# We've been visited by Syrians



## Gushousekai195 (Mar 9, 2016)

Syrian refugees greeted with furry culture shock at VancouFur convention in Canada

I am happy to see Muslims coexisting with furries peacefully.

But...

This could go very, very wrong.  One of the refugees might turn and ally with ISIS, as crazy as that sounds.  And then, there will be no stopping them from killing a lot of our furiends at a convention.  I will not have this.

If haters cannot harm us, ISIS will not even think a fraction before they do.  I mean, their "Allah" would not approve of this.  There was even a Muslim man from a while back who said Mickey Mouse was a demon.


----------



## trashycoon (Mar 9, 2016)

Wow! Thanks for sharing that article. I think you're overreacting. Looks like fun being had by all. Those refugees aren't ISIS members for God's sake.


----------



## Gushousekai195 (Mar 9, 2016)

trashycoon said:


> Wow! Thanks for sharing that article. I think you're overreacting. Looks like fun being had by all. Those refugees aren't ISIS members for God's sake.

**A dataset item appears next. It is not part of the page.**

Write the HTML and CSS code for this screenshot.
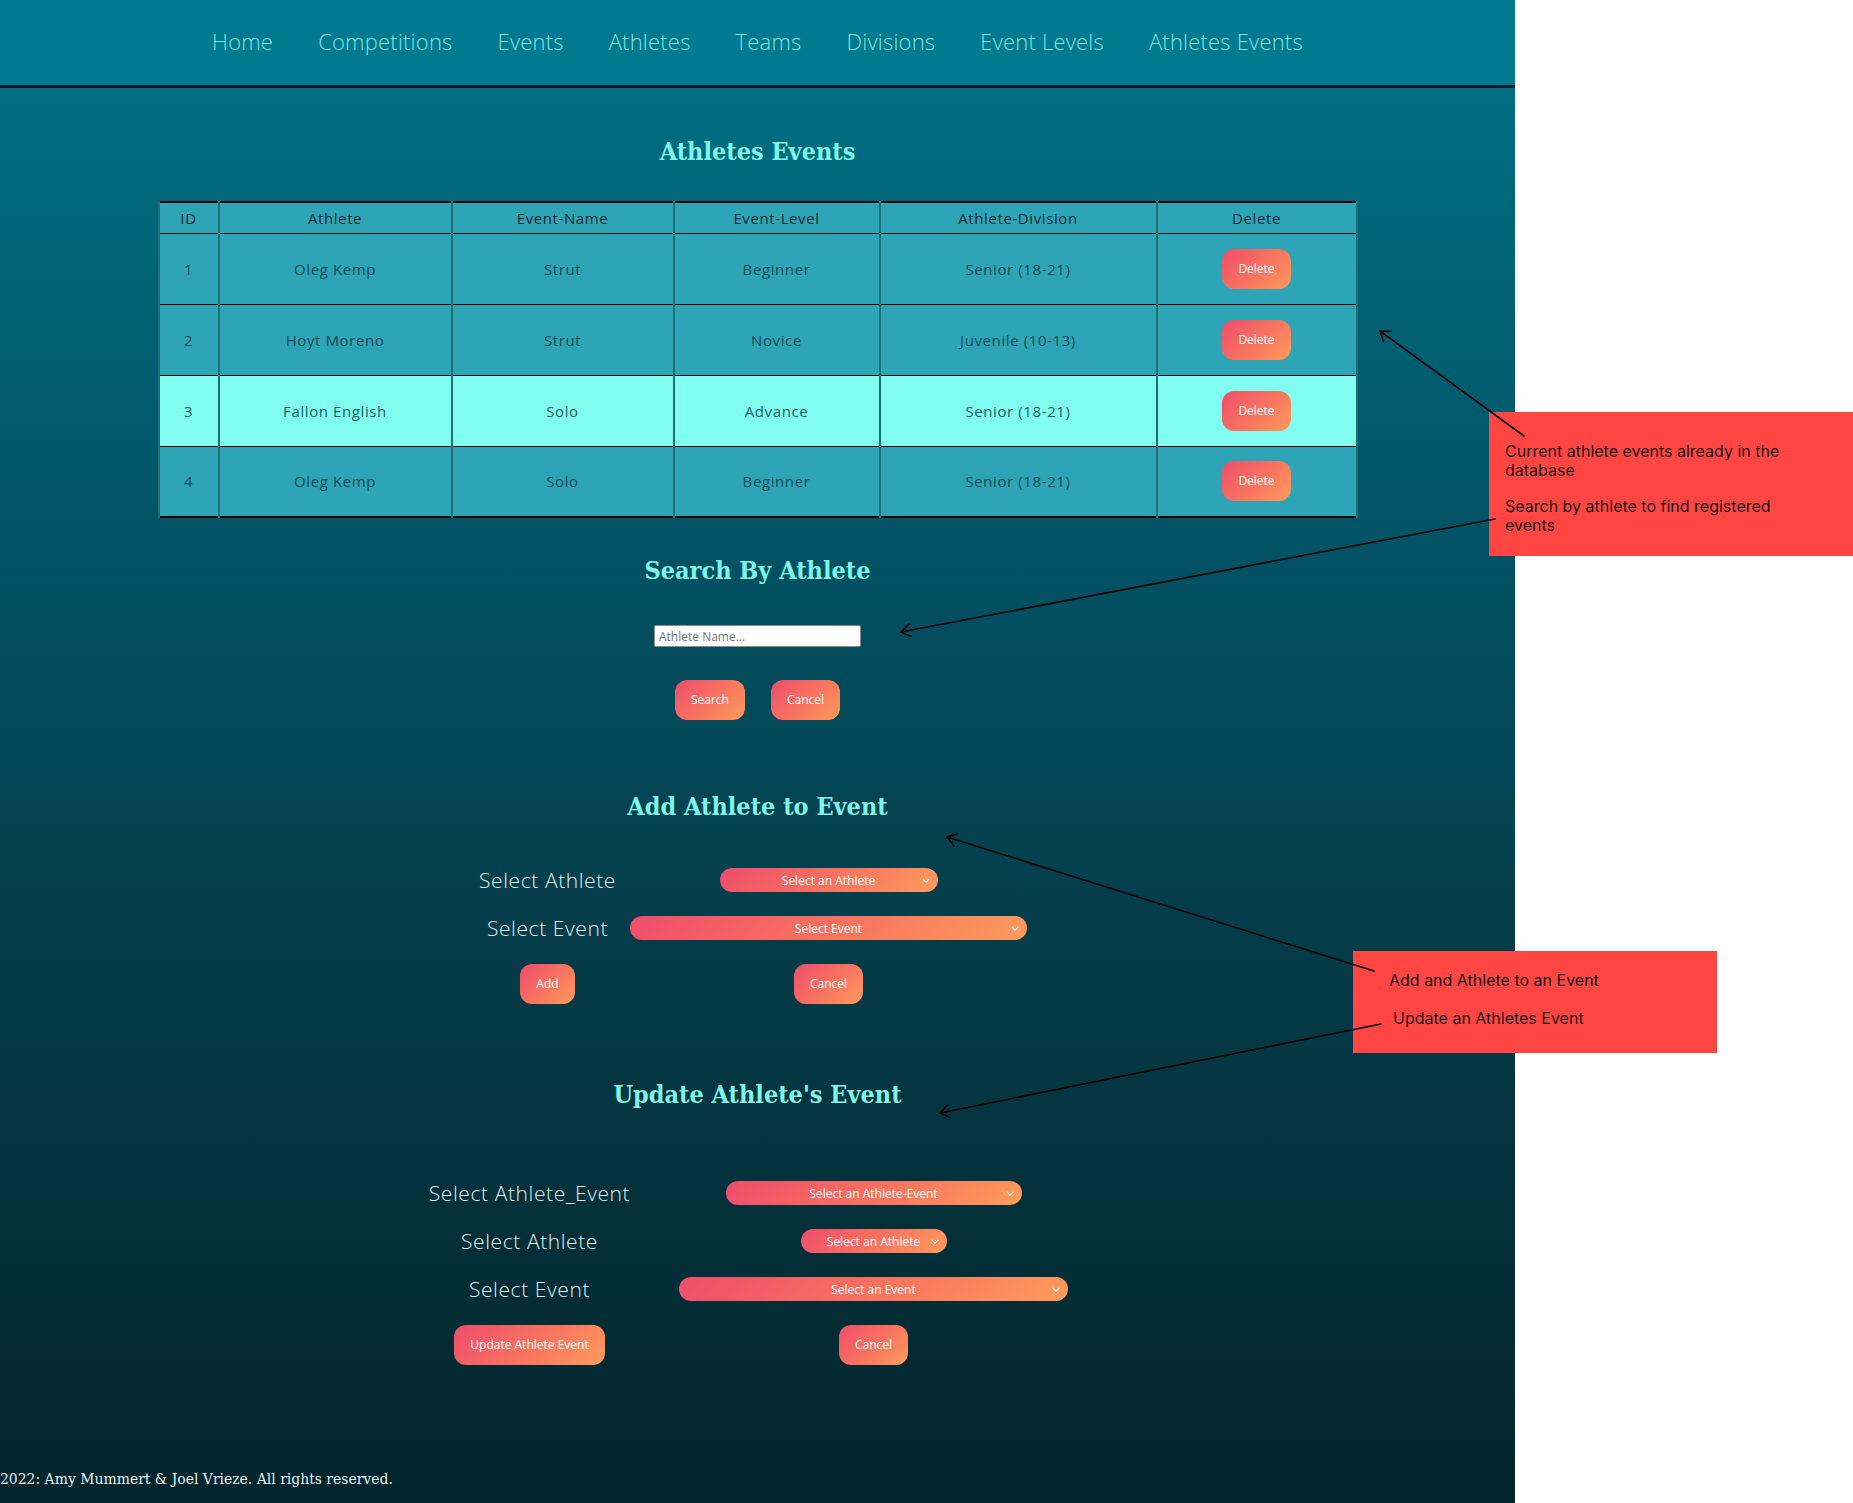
FILE: index.html
```html
<!DOCTYPE html>
<html lang="en">
<head>
<meta charset="utf-8">
<title>Athletes Events</title>
<link rel="stylesheet" href="styles.css">
</head>
<body>
<div class="screen">
  <div class="page">
    <nav class="nav">
      <a href="#">Home</a>
      <a href="#">Competitions</a>
      <a href="#">Events</a>
      <a href="#">Athletes</a>
      <a href="#">Teams</a>
      <a href="#">Divisions</a>
      <a href="#">Event Levels</a>
      <a href="#">Athletes Events</a>
    </nav>
    <main class="main">
      <h1 class="title title-list">Athletes Events</h1>
      <table class="events">
        <colgroup>
          <col class="c-id"><col class="c-ath"><col class="c-ev"><col class="c-lvl"><col class="c-div"><col class="c-del">
        </colgroup>
        <thead>
          <tr><th>ID</th><th>Athlete</th><th>Event-Name</th><th>Event-Level</th><th>Athlete-Division</th><th>Delete</th></tr>
        </thead>
        <tbody>
          <tr><td>1</td><td>Oleg Kemp</td><td>Strut</td><td>Beginner</td><td>Senior (18-21)</td><td><button class="btn">Delete</button></td></tr>
          <tr><td>2</td><td>Hoyt Moreno</td><td>Strut</td><td>Novice</td><td>Juvenile (10-13)</td><td><button class="btn">Delete</button></td></tr>
          <tr class="hl"><td>3</td><td>Fallon English</td><td>Solo</td><td>Advance</td><td>Senior (18-21)</td><td><button class="btn">Delete</button></td></tr>
          <tr><td>4</td><td>Oleg Kemp</td><td>Solo</td><td>Beginner</td><td>Senior (18-21)</td><td><button class="btn">Delete</button></td></tr>
        </tbody>
      </table>

      <h2 class="title title-search">Search By Athlete</h2>
      <div class="search">
        <input class="search-input" type="text" placeholder="Athlete Name...">
        <div class="btn-row">
          <button class="btn">Search</button>
          <button class="btn">Cancel</button>
        </div>
      </div>

      <h2 class="title title-add">Add Athlete to Event</h2>
      <div class="form form-add">
        <div class="cell"><label class="lbl">Select Athlete</label></div>
        <div class="cell"><span class="sel w-218"><select><option>Select an Athlete</option></select><svg class="chev" viewBox="0 0 10 6"><path d="M1 1l4 4 4-4"/></svg></span></div>
        <div class="cell"><label class="lbl">Select Event</label></div>
        <div class="cell"><span class="sel w-397"><select><option>Select Event</option></select><svg class="chev" viewBox="0 0 10 6"><path d="M1 1l4 4 4-4"/></svg></span></div>
        <div class="cell"><button class="btn">Add</button></div>
        <div class="cell"><button class="btn">Cancel</button></div>
      </div>

      <h2 class="title title-update">Update Athlete's Event</h2>
      <div class="form form-update">
        <div class="cell"><label class="lbl">Select Athlete_Event</label></div>
        <div class="cell"><span class="sel w-296"><select><option>Select an Athlete-Event</option></select><svg class="chev" viewBox="0 0 10 6"><path d="M1 1l4 4 4-4"/></svg></span></div>
        <div class="cell"><label class="lbl">Select Athlete</label></div>
        <div class="cell"><span class="sel w-146"><select><option>Select an Athlete</option></select><svg class="chev" viewBox="0 0 10 6"><path d="M1 1l4 4 4-4"/></svg></span></div>
        <div class="cell"><label class="lbl">Select Event</label></div>
        <div class="cell"><span class="sel w-389"><select><option>Select an Event</option></select><svg class="chev" viewBox="0 0 10 6"><path d="M1 1l4 4 4-4"/></svg></span></div>
        <div class="cell"><button class="btn">Update Athlete Event</button></div>
        <div class="cell"><button class="btn">Cancel</button></div>
      </div>
    </main>
    <footer class="footer">2022: Amy Mummert &amp; Joel Vrieze. All rights reserved.</footer>
  </div>

  <div class="note note-1">
    <p>Current athlete events already in the database</p>
    <p>Search by athlete to find registered events</p>
  </div>
  <div class="note note-2">
    <p>Add and Athlete to an Event</p>
    <p class="indent">Update an Athletes Event</p>
  </div>

  <svg class="arrows" viewBox="0 0 1853 1503" width="1853" height="1503">
    <g fill="none" stroke="#000" stroke-width="1.6" stroke-linecap="round" stroke-linejoin="round">
      <path d="M1524 436L1380 331M1383.6 341.4L1380 331L1391 331.2"/>
      <path d="M1495 519L901 632M911 636.5L901 632L908.7 624.1"/>
      <path d="M1374 971L947 837M953.7 845.7L947 837L957.5 833.7"/>
      <path d="M1381 1024L940 1113M950.1 1117.4L940 1113L947.6 1105"/>
    </g>
  </svg>
</div>
</body>
</html>
```

FILE: styles.css
```css
* { box-sizing: border-box; }
html, body { margin: 0; padding: 0; background: #fff; }

.screen {
  position: relative;
  width: 1853px;
  height: 1503px;
  display: flex;
  overflow: hidden;
  background: #fff;
}

.page {
  width: 1515px;
  min-height: 1503px;
  display: flex;
  flex-direction: column;
  background: linear-gradient(to bottom, #01788d 0%, #016c80 8%, #02586a 30%, #034756 50%, #053e4b 60%, #04323c 78%, #03252d 100%);
}

/* nav */
.nav {
  height: 88px;
  background: #017a8f;
  border-bottom: 3px solid #0a1c21;
  display: flex;
  justify-content: center;
  align-items: center;
  gap: 45px;
  padding-bottom: 4px;
}
.nav a {
  font-family: "Open Sans", sans-serif;
  font-weight: 300;
  font-size: 22px;
  letter-spacing: 0.2px;
  color: #7fe3df;
  text-decoration: none;
}

.main {
  display: flex;
  flex-direction: column;
  align-items: center;
}

.title {
  margin: 0;
  font-family: "DejaVu Serif Condensed", "DejaVu Serif", serif;
  font-stretch: condensed;
  font-weight: bold;
  font-size: 25px;
  line-height: 32px;
  color: #7ff5e8;
  text-align: center;
}
.title-list { margin-top: 48px; }
.title-search { margin-top: 37px; }
.title-add { margin-top: 71px; }
.title-update { margin-top: 63px; }

/* table */
.events {
  margin-top: 33px;
  width: 1198px;
  table-layout: fixed;
  border-collapse: collapse;
  border: 2px solid #000;
  font-family: "Open Sans", sans-serif;
  text-align: center;
}
.c-id { width: 60px; }
.c-ath { width: 233px; }
.c-ev { width: 222px; }
.c-lvl { width: 206px; }
.c-div { width: 277px; }
.c-del { width: 200px; }

.events th, .events td {
  background: #2ea5b7;
  border-left: 2px solid #216d74;
  border-right: 2px solid #216d74;
  border-top: 1px solid #000;
  border-bottom: 1px solid #000;
  padding: 0;
}
.events th {
  height: 31px;
  font-weight: 500;
  font-size: 15px;
  letter-spacing: 0.6px;
  color: #0d2b30;
}
.events td {
  height: 71px;
  font-weight: 400;
  font-size: 15px;
  letter-spacing: 0.6px;
  color: #174c55;
}
.events tr.hl td {
  background: #80fff0;
  color: #245f64;
}
.events td .btn { letter-spacing: 0; }

/* buttons */
.btn {
  border: none;
  border-radius: 12px;
  padding: 12px 16px;
  background: linear-gradient(135deg, #ef4d6b 0%, #f8755f 55%, #ff9c5c 100%);
  color: #fff;
  font-family: "Open Sans", sans-serif;
  font-size: 12px;
  line-height: 16px;
  cursor: pointer;
}

/* search */
.search {
  margin-top: 38px;
  display: flex;
  flex-direction: column;
  align-items: center;
}
.search-input {
  width: 207px;
  height: 22px;
  border: 1px solid #8a8f94;
  border-radius: 2px;
  padding: 0 4px;
  font-family: "Open Sans", sans-serif;
  font-size: 12px;
  background: #fff;
}
.search-input::placeholder { color: #757575; }
.btn-row {
  margin-top: 33px;
  display: flex;
  gap: 26px;
}

/* forms */
.form {
  display: grid;
  justify-content: center;
}
.form-add { margin-top: 33px; grid-template-columns: 142px 420px; }
.form-update { margin-top: 58px; grid-template-columns: 232px 456px; }

.cell {
  padding: 12px 0;
  display: flex;
  justify-content: center;
  align-items: center;
}
.lbl {
  font-family: "Open Sans", sans-serif;
  font-weight: 300;
  font-size: 21px;
  letter-spacing: 0.6px;
  line-height: 24px;
  color: #e2ecee;
  white-space: nowrap;
}

.sel {
  position: relative;
  display: block;
  height: 24px;
}
.sel select {
  appearance: none;
  -webkit-appearance: none;
  width: 100%;
  height: 24px;
  border: none;
  border-radius: 12px;
  background: linear-gradient(135deg, #ef4d6b 0%, #f8755f 55%, #ff9c5c 100%);
  color: #fff;
  font-family: "Open Sans", sans-serif;
  font-size: 12px;
  text-align: center;
  text-align-last: center;
  padding: 0 18px;
}
.chev {
  position: absolute;
  right: 8px;
  top: 10px;
  width: 8px;
  height: 5px;
  fill: none;
  stroke: #fff;
  stroke-width: 1.6;
  pointer-events: none;
}
.w-218 { width: 218px; }
.w-397 { width: 397px; }
.w-296 { width: 296px; }
.w-146 { width: 146px; }
.w-389 { width: 389px; }

/* footer */
.footer {
  margin-top: auto;
  padding: 0 0 14px 0;
  font-family: "DejaVu Serif Condensed", "DejaVu Serif", serif;
  font-stretch: condensed;
  font-size: 15.5px;
  line-height: 20px;
  color: #e8eeee;
}

/* annotations */
.note {
  position: absolute;
  background: #ff4642;
  font-family: Inter, "Noto Sans", sans-serif;
  font-size: 16px;
  line-height: 19px;
  color: #1c1414;
}
.note p { margin: 0; }
.note-1 {
  left: 1489px;
  top: 412px;
  width: 364px;
  height: 144px;
  padding: 30px 0 0 16px;
}
.note-1 p { width: 290px; }
.note-1 p + p { margin-top: 17px; }
.note-2 {
  left: 1353px;
  top: 951px;
  width: 364px;
  height: 102px;
  padding: 20px 0 0 36px;
}
.note-2 p + p { margin-top: 19px; }
.note-2 .indent { padding-left: 4px; }

.arrows {
  position: absolute;
  left: 0;
  top: 0;
  pointer-events: none;
}
```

Of course they aren't ISIS members.  I was just saying that there is a possibility, even though it is marginally slim, that a refugee could join ISIS, or a similar Islamic terrorist group, some time after this encounter and tell their comrades about furries.

Then we're done for.


----------



## trashycoon (Mar 9, 2016)

Gushousekai195 said:


> Of course they aren't ISIS members.  I was just saying that there is a possibility, even though it is marginally slim, that a refugee could join ISIS, or a similar Islamic terrorist group, some time after this encounter and tell their comrades about furries.
> 
> Then we're done for.



Furries may bring about the final stages of Jihad. I think I am going to tip Fox News off to this one


----------



## Glider (Apr 1, 2016)

Check my song out:

It fits your situation


----------



## BRN (Apr 1, 2016)

One of the furries might ally with ISIS. Maybe the hotel staff. Maybe your mother.

Y'don't have to be a refugee to be batshit. If you're scared of other people, you should be scared of everyone, brother. Paralysed with fear.

Anyone on the street could be packing and insane, death's always just around the corner. Why be scared of one group of people in particular?
Y'know, other than racism.


----------